The foundations intersect with the following areas of law and regulation, each a point of potential exposure if governance is weak:
Directors’ and officers’ duties as the elevated accountability for quality of care intersects with governance obligations, due diligence and the standards expected of health-service boards.
Work health and safety (psychosocial hazards) as obligations to identify and control psychosocial risks to the workforce, now expressly framed as a board duty.
Privacy, data security and AI governance as accountability for data privacy and the safe, ethical use of automated systems, engaging the Privacy Act, cyber-security obligations and emerging AI assurance expectations.
Open disclosure and complaints due to embedding open disclosure, and managing notifications to Ahpra and health complaints bodies.
Credentialing and scope of practice resulting from robust, procedurally fair systems to define and review clinical privileges.
Cultural safety and anti-racism obligations that engage anti-discrimination law and Closing the Gap commitments, including Indigenous data sovereignty.
Incident investigation and privilege protecting the integrity and, where available, the statutory privilege of quality-assurance and safety investigations.

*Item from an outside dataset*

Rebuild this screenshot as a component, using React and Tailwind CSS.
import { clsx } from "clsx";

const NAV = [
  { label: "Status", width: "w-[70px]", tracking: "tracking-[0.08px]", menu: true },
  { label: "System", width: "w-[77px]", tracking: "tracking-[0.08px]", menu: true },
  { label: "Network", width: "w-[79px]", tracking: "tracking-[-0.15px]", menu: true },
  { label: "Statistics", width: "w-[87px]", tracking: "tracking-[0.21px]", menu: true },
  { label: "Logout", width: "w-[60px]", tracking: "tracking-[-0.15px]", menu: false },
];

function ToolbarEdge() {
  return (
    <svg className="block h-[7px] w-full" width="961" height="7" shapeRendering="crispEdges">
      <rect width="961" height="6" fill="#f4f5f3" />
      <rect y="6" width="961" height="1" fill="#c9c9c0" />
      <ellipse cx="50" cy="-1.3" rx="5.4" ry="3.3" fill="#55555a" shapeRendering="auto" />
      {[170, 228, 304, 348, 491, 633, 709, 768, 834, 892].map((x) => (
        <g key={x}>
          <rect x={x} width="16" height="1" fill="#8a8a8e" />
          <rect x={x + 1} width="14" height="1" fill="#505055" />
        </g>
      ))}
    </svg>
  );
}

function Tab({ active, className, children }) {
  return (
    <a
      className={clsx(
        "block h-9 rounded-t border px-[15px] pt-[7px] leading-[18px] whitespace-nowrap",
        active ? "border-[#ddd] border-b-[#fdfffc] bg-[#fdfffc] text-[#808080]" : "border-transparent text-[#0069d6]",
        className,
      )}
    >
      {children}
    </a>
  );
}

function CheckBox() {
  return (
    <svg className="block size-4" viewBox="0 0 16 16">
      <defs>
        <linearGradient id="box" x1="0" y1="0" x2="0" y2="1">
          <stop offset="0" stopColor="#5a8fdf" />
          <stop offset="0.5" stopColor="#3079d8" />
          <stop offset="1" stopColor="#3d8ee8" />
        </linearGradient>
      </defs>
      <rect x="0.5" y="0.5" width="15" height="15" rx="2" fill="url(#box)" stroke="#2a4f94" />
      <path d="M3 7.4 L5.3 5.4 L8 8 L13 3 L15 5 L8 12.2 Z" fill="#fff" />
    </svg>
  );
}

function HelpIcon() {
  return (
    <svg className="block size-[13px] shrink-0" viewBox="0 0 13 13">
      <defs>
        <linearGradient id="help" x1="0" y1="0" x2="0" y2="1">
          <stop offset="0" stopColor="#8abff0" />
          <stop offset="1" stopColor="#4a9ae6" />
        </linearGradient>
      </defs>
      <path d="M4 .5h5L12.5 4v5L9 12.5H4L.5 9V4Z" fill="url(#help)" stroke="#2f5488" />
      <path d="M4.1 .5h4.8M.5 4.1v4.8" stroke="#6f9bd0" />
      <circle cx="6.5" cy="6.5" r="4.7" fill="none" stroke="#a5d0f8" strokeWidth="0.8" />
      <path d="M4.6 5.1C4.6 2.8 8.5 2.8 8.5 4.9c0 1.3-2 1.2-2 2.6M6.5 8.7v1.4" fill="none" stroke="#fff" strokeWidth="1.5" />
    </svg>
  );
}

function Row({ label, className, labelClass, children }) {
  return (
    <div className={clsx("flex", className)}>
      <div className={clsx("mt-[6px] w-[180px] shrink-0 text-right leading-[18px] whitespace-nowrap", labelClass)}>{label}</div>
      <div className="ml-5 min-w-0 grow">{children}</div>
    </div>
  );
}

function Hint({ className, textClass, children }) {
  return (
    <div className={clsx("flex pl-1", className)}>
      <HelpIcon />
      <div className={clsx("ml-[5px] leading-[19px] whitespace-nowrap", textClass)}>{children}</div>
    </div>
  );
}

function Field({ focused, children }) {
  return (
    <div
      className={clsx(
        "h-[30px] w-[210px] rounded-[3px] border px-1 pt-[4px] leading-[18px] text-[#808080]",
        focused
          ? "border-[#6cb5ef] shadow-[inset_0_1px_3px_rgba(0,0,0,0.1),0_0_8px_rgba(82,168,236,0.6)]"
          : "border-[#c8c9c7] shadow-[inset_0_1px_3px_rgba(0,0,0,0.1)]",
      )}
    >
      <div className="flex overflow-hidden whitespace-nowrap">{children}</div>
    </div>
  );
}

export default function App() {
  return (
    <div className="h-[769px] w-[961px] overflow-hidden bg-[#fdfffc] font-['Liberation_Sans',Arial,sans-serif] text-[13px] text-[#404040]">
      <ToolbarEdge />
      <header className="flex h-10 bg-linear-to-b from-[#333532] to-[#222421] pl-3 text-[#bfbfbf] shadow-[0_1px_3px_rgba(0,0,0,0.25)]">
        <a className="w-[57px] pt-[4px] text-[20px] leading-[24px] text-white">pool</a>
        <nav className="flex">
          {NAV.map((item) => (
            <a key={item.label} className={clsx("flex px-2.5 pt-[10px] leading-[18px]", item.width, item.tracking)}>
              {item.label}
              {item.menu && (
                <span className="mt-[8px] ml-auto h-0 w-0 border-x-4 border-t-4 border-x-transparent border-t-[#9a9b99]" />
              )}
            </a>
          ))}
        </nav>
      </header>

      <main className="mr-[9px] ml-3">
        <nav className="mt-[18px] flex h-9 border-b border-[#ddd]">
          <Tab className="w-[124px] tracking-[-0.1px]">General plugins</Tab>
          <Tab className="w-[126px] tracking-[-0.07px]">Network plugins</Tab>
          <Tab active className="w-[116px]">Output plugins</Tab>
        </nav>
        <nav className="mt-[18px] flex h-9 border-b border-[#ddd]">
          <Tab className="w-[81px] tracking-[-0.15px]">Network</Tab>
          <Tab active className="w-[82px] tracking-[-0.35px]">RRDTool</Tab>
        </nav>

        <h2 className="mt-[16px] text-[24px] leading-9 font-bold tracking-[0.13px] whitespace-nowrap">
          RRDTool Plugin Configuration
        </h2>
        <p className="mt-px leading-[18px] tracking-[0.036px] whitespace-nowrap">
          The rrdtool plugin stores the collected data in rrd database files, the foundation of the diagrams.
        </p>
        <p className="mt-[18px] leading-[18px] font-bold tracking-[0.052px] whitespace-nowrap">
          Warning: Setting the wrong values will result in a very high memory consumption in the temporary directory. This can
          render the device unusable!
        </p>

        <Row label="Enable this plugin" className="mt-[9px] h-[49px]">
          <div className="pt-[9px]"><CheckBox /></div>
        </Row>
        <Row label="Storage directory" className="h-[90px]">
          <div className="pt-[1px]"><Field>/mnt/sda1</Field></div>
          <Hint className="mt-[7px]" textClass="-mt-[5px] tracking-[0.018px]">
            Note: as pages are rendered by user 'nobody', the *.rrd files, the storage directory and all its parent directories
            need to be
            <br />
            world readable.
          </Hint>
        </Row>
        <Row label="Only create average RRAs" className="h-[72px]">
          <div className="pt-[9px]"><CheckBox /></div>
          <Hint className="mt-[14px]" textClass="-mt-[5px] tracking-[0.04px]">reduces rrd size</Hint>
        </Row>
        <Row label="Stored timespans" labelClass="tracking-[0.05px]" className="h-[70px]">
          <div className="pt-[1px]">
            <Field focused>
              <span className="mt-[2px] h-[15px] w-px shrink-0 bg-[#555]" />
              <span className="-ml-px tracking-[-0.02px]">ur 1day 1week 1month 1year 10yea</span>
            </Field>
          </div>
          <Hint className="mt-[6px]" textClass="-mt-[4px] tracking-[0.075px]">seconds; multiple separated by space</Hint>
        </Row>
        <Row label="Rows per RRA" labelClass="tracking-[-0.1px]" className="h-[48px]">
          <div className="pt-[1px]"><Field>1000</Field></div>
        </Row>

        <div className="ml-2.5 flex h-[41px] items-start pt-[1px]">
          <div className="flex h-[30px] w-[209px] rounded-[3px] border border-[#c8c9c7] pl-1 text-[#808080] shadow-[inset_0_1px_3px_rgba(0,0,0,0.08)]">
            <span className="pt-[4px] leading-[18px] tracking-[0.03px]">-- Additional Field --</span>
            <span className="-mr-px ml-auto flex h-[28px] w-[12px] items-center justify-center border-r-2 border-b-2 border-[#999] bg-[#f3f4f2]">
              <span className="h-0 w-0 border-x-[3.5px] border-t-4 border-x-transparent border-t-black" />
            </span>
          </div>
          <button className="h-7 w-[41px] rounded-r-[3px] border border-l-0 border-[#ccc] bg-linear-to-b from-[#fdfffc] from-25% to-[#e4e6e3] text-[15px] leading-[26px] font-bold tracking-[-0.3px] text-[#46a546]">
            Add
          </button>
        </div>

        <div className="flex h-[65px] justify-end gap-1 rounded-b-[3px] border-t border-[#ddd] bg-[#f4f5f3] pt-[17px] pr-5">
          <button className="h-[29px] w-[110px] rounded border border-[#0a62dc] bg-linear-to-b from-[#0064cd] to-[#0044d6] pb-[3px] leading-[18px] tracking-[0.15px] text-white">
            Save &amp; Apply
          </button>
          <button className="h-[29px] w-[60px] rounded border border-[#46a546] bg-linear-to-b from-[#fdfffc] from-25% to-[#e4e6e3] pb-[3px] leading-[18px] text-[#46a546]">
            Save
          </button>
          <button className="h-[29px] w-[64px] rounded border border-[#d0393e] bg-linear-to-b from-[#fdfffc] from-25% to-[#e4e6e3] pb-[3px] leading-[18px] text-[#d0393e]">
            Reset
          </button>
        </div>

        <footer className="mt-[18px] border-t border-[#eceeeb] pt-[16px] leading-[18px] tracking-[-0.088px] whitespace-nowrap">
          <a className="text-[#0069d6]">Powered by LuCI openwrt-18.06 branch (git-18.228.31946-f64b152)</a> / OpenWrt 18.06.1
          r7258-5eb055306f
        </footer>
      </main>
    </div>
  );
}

The practical point is that a clinical governance framework that reads well on paper but is not reflected in board charters, committee terms of reference, risk registers and WHS systems is now a source of legal risk, not protection. Alignment between the model and your legal instruments is what reduces exposure.
Why this matters?
The Commission has confirmed the six foundations will form the structure of the Clinical Governance Standard in the third edition of the NSQHS Standards, which is in development. Health services that align now will face a far smoother transition at their next accreditation cycle and will avoid a last-minute scramble to rewrite governance documents under time pressure. Early alignment is both a risk-management and a compliance advantage.
How Northbridge Legal can help
We translate the national model from principle into enforceable governance and we produce the deliverables each step requires. Engage us to:
• Interpret the model for your organisation in a plain-English board briefing on what it means and where your legal duties sit.

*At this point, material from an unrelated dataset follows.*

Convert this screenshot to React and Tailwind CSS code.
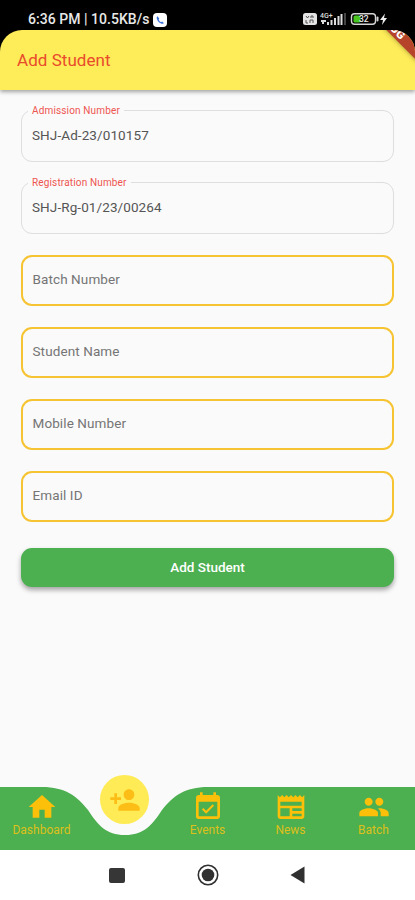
import { MdHome, MdPersonAdd, MdEventAvailable, MdNewspaper, MdPeople } from 'react-icons/md';

const filledFields = [
  { label: 'Admission Number', value: 'SHJ-Ad-23/010157' },
  { label: 'Registration Number', value: 'SHJ-Rg-01/23/00264' },
];

const emptyFields = ['Batch Number', 'Student Name', 'Mobile Number', 'Email ID'];

function StatusBar() {
  return (
    <div className="flex h-[30px] shrink-0 items-start justify-between pl-[28px] pr-[26px] pt-[12px] text-white">
      <div className="flex h-[15px] items-center">
        <span className="w-[123px] whitespace-nowrap text-[14px] font-medium leading-[15px] tracking-[0.04px] text-[#e8e8e8]">6:36 PM | 10.5KB/s</span>
        <svg className="ml-[2px] h-[14px] w-[14px]" viewBox="0 0 14 14">
          <rect width="14" height="14" rx="4" fill="#fff" />
          <path d="M4.6 3.2c-.9.5-1.1 1.5-.7 2.7.7 2.1 2.1 3.7 4.2 4.7 1.2.5 2.2.3 2.7-.7L9.1 8.5l-1.1.7C7 8.6 6.2 7.8 5.6 6.7l.7-1z" fill="#3970dd" />
        </svg>
      </div>
      <svg className="h-[15px] w-[86px]" viewBox="0 0 86 15">
        <rect x="0" y="1" width="14" height="12" rx="2.5" fill="#e4e4e4" />
        <path d="M3 4l1.5 2L6 4M8 6V4h2v2M3 8v3h2M7 11V8h3v3" stroke="#555" fill="none" />
        <text x="17" y="6" fontSize="7" fontWeight="500" fill="#ddd">4G+</text>
        <path d="M18 9h5M20 8v4M25 10v3M28.5 8v5M32 6v7M35.5 4v9M38.5 2v11" stroke="#ddd" strokeWidth="2" />
        <path d="M42 1v12" stroke="#444" strokeWidth="2" />
        <rect x="48.5" y="1.7" width="24" height="10.6" rx="3" stroke="#d5d5d5" strokeWidth="1.4" fill="none" />
        <rect x="50.5" y="3.5" width="7" height="7" rx="1.5" fill="#48c51f" />
        <rect x="73.5" y="4.5" width="2" height="5" rx="1" fill="#d5d5d5" />
        <text x="56" y="10" fontSize="8.5" fontWeight="500" fill="#eee">32</text>
        <path d="M82 1.5l-5 6.5h3l-1 5 5-7h-3z" fill="#eee" />
      </svg>
    </div>
  );
}

function Header() {
  return (
    <header className="relative z-10 h-[60px] shrink-0 bg-black shadow-[0_2px_4px_rgba(0,0,0,0.35)]">
      <div className="relative flex h-full items-center overflow-hidden rounded-t-[22px] bg-[#ffec59] pl-[17px]">
        <h1 className="text-[17px] leading-5 tracking-[0.05px] text-[#e84b2c]">Add Student</h1>
        <span className="absolute -top-[12px] left-[340px] h-[13px] w-[100px] rotate-45 bg-[#b5442a] text-center text-[11.5px] font-black leading-[13px] text-white shadow-[0_0_5px_rgba(0,0,0,0.4)]">
          DEBUG
        </span>
      </div>
    </header>
  );
}

function FilledField({ label, value }) {
  return (
    <div className="relative flex h-[52px] items-center rounded-[11px] border border-[#dedede] px-[10px]">
      <span className="absolute -top-[6px] left-[6px] bg-[#fafafa] px-1 text-[10px] leading-[12px] tracking-[0.15px] text-[#ee5550]">
        {label}
      </span>
      <span className="pb-[2px] text-[13.5px] leading-4 tracking-[0.1px] text-[#555]">{value}</span>
    </div>
  );
}

function EmptyField({ label }) {
  return (
    <div className="flex h-[51px] items-center rounded-[11px] border-2 border-[#f6c433] px-[9.5px] pb-[2px] text-[13.5px] tracking-[0.1px] text-[#757575]">
      {label}
    </div>
  );
}

function NavItem({ icon: Icon, label }) {
  return (
    <div className="flex flex-col items-center pt-[4px] text-[#fcc00a]">
      <Icon className="h-[32px] w-[32px]" />
      <span className="text-[12px] leading-[14px] text-[#dcc01b]">{label}</span>
    </div>
  );
}

function BottomNav() {
  return (
    <nav className="relative h-[63px] shrink-0">
      <svg className="absolute inset-0 h-[63px] w-full" viewBox="0 0 415 63" preserveAspectRatio="none">
        <path d="M0 0H42C65 0 77 9 88 23C98 38 106 48 125 48C144 48 152 38 162 23C173 9 185 0 208 0H415V63H0Z" fill="#4caf50" />
      </svg>
      <div className="relative grid h-full grid-cols-5">
        <NavItem icon={MdHome} label="Dashboard" />
        <div className="flex justify-center">
          <div className="-mt-[12px] flex h-[49px] w-[49px] items-center justify-center rounded-full bg-[#ffeb55]">
            <MdPersonAdd className="h-[32px] w-[32px] text-[#fcbd16]" />
          </div>
        </div>
        <NavItem icon={MdEventAvailable} label="Events" />
        <NavItem icon={MdNewspaper} label="News" />
        <NavItem icon={MdPeople} label="Batch" />
      </div>
    </nav>
  );
}

function SystemNav() {
  return (
    <div className="flex h-[50px] shrink-0 items-center bg-white pl-[109px] text-[#303030]">
      <div className="h-[15px] w-[16px] rounded-[2px] bg-[#363636]" />
      <svg className="ml-[72px] h-[22px] w-[22px]" viewBox="0 0 22 22">
        <circle cx="11" cy="11" r="9.7" fill="none" stroke="currentColor" strokeWidth="1.6" />
        <circle cx="11" cy="11" r="6.3" fill="currentColor" />
      </svg>
      <svg className="ml-[71px] h-[18px] w-[15px]" viewBox="0 0 15 18">
        <path d="M14.5.5v17L.5 9z" fill="currentColor" />
      </svg>
    </div>
  );
}

export default function App() {
  return (
    <div className="flex h-[900px] w-[415px] flex-col overflow-hidden bg-black font-['Roboto',sans-serif]">
      <StatusBar />
      <Header />
      <main className="flex flex-1 flex-col bg-[#fafafa] px-[21px] pt-[20px]">
        <div className="flex flex-col gap-[20px]">
          {filledFields.map((field) => (
            <FilledField key={field.label} label={field.label} value={field.value} />
          ))}
        </div>
        <div className="mt-[21px] flex flex-col gap-[21px]">
          {emptyFields.map((label) => (
            <EmptyField key={label} label={label} />
          ))}
        </div>
        <button className="mt-[26px] h-[39px] rounded-[11px] bg-[#4caf50] text-[13.5px] font-medium text-white shadow-[0_3px_5px_rgba(0,0,0,0.35)]">
          Add Student
        </button>
      </main>
      <div className="bg-[#fafafa]">
        <BottomNav />
      </div>
      <SystemNav />
    </div>
  );
}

• Run a legal gap analysis and risk assessment against the six foundations, mapped to your obligations and rated by exposure.
• Build the implementation deliverables in relation to board charters, committee terms of reference, clinical governance framework, risk register inputs, open-disclosure and credentialing policies, and AI/data governance instruments.
• Prepare you for the third-edition NSQHS Standards with a clear alignment roadmap.
• Train your board and executive on their accountabilities under the model.
Frequently asked questions
Does the National Model for Clinical Governance 2026 replace the NSQHS Standards?
No. It replaces the 2017 National Model Clinical Governance Framework. Its six foundations will, however, form the structure of the Clinical Governance Standard in the third edition of the NSQHS Standards, which is in development.
Is the national model mandatory?
The model is national guidance rather than a standalone statute. But its expectations align with existing legal duties for example, directors’ duties, work health and safety, privacy and it will shape the next edition of the NSQHS Standards used in accreditation, so it should be treated as the benchmark for governance.
What does it mean for our board specifically?
Boards carry clearer accountability for the systems and culture that deliver high-quality care, including a legal duty to provide a psychosocially safe environment, and oversight of digital and AI-enabled care. Board charters, agendas and committee terms of reference should be reviewed against the six foundations.